Outra vez foi na fila do teatro. Dois casais já estavam na nossa frente quando chegamos. Algum tempo depois chegou um terceiro casal, cumprimentou-os e puxou conversa com eles. A fila foi andando e os seis caminhando na minha frente, em animado bate-papo. Quando nos aproximamos da bilheteria, eu me interpus entre os quatro primeiros e o casal de penetras, sem dizer nada. Apenas olhei para estes últimos, que se despediram dos amigos e se retiraram, sem me dizerem o que pensavam de minha família. De minha mãe, principalmente.

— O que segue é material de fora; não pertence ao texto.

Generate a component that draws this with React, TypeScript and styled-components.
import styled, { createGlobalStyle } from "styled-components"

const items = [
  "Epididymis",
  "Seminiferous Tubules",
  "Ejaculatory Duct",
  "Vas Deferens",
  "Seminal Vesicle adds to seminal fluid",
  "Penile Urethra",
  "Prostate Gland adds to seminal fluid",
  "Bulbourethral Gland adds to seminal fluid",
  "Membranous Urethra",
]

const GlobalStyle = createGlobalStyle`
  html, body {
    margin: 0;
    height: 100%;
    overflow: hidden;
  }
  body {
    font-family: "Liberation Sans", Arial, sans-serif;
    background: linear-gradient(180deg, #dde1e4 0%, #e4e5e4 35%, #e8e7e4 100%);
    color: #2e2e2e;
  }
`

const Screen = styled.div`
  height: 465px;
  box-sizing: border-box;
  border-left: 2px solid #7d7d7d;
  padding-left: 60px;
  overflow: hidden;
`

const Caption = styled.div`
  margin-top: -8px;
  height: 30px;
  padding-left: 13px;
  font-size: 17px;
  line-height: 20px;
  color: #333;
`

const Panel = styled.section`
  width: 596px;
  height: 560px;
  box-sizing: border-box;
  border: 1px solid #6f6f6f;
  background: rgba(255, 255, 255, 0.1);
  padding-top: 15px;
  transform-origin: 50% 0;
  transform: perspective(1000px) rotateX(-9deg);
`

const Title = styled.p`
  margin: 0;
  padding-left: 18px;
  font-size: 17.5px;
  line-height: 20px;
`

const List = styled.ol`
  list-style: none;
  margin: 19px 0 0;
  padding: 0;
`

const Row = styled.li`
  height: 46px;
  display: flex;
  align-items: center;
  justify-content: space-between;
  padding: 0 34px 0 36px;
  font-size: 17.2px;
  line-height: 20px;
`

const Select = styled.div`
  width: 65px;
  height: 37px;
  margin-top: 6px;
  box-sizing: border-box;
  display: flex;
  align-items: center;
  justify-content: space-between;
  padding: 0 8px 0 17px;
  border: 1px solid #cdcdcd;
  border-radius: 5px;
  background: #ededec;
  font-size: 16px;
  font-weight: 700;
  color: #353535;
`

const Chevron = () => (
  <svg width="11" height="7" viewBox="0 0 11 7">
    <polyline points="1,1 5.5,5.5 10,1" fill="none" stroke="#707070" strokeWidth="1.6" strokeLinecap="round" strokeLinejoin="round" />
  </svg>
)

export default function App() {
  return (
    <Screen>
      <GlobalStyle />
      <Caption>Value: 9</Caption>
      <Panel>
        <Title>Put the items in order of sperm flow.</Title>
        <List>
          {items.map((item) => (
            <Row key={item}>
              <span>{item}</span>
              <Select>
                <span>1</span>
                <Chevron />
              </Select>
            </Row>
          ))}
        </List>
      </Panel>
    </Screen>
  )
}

Sei de um juiz de Direito que se recusava a permitir que seus filhos entrassem no carro do fórum, para irem à escola, pois o doutor Matos ensinou-lhes que da mesma forma como o furto de uso é reprovável, assim também o é o peculato de uso. Um dos filhos dele hoje é juiz no Estado do Mato Grosso e não tenho dúvidas de que passará aos filhos essa salutar jurisprudência. Será ela majoritária?

Em compensação conheci outro juiz, que, havendo perdido a mãe em um acidente automobilístico, investia contra os motoristas que lhe caíam nas mãos com uma fúria terrível, exigindo deles que observassem os mais mínimos cuidados quando na direção de veículo motorizado. Desconhecendo, aliás, a lição do professor lusitano Luiz da Cunha Gonçalves: "o motorista que entender de cumprir sempre, em todas as circunstâncias, as regras de tráfego, certamente causará algum acidente". Já judicando num dos tribunais de Alçada, ia e vinha à cidade onde morava em carro oficial. No qual mandara instalar um aparelho detector de radar, para poder trafegar em velocidade muito acima daquela permitida. Era esse o exemplo de respeito às leis que ele transmitia ao seu motorista. Seria ela a única autoridade a agir assim?

A Maria Helena ainda não se havia acostumado com o novo automóvel, sabendo nós todos que a resistência dos pedais ao esforço dos pés do motorista varia de carro para carro. Deu-se então que ela, pretendendo sair da garagem, imprimiu ao pedal de aceleração mais força do que a necessária, o que fez o veículo avançar pela calçada, por onde trafegava um homem de aparência muito simples, talvez um mendigo. Ele assustou-se, ela desceu do carro reluzente e foi indagar dele se estava bem, mesmo porque tudo não passara do susto que ambos tomaram. Ele, gentilmente, espalmou a mão direita, balançando negativamente a cabeça. Ela insistiu com ele, que terminou aquele incidente com uma sábia observação, que sintetiza tudo isso que eu tentei abordar, dita em seu peculiar dialeto: "Minha senhora, quem pode porsuir, porsói; quem não pode porsuir não porsói." E continuou sua marcha, com a cabeça erguida, como é próprio dos filósofos.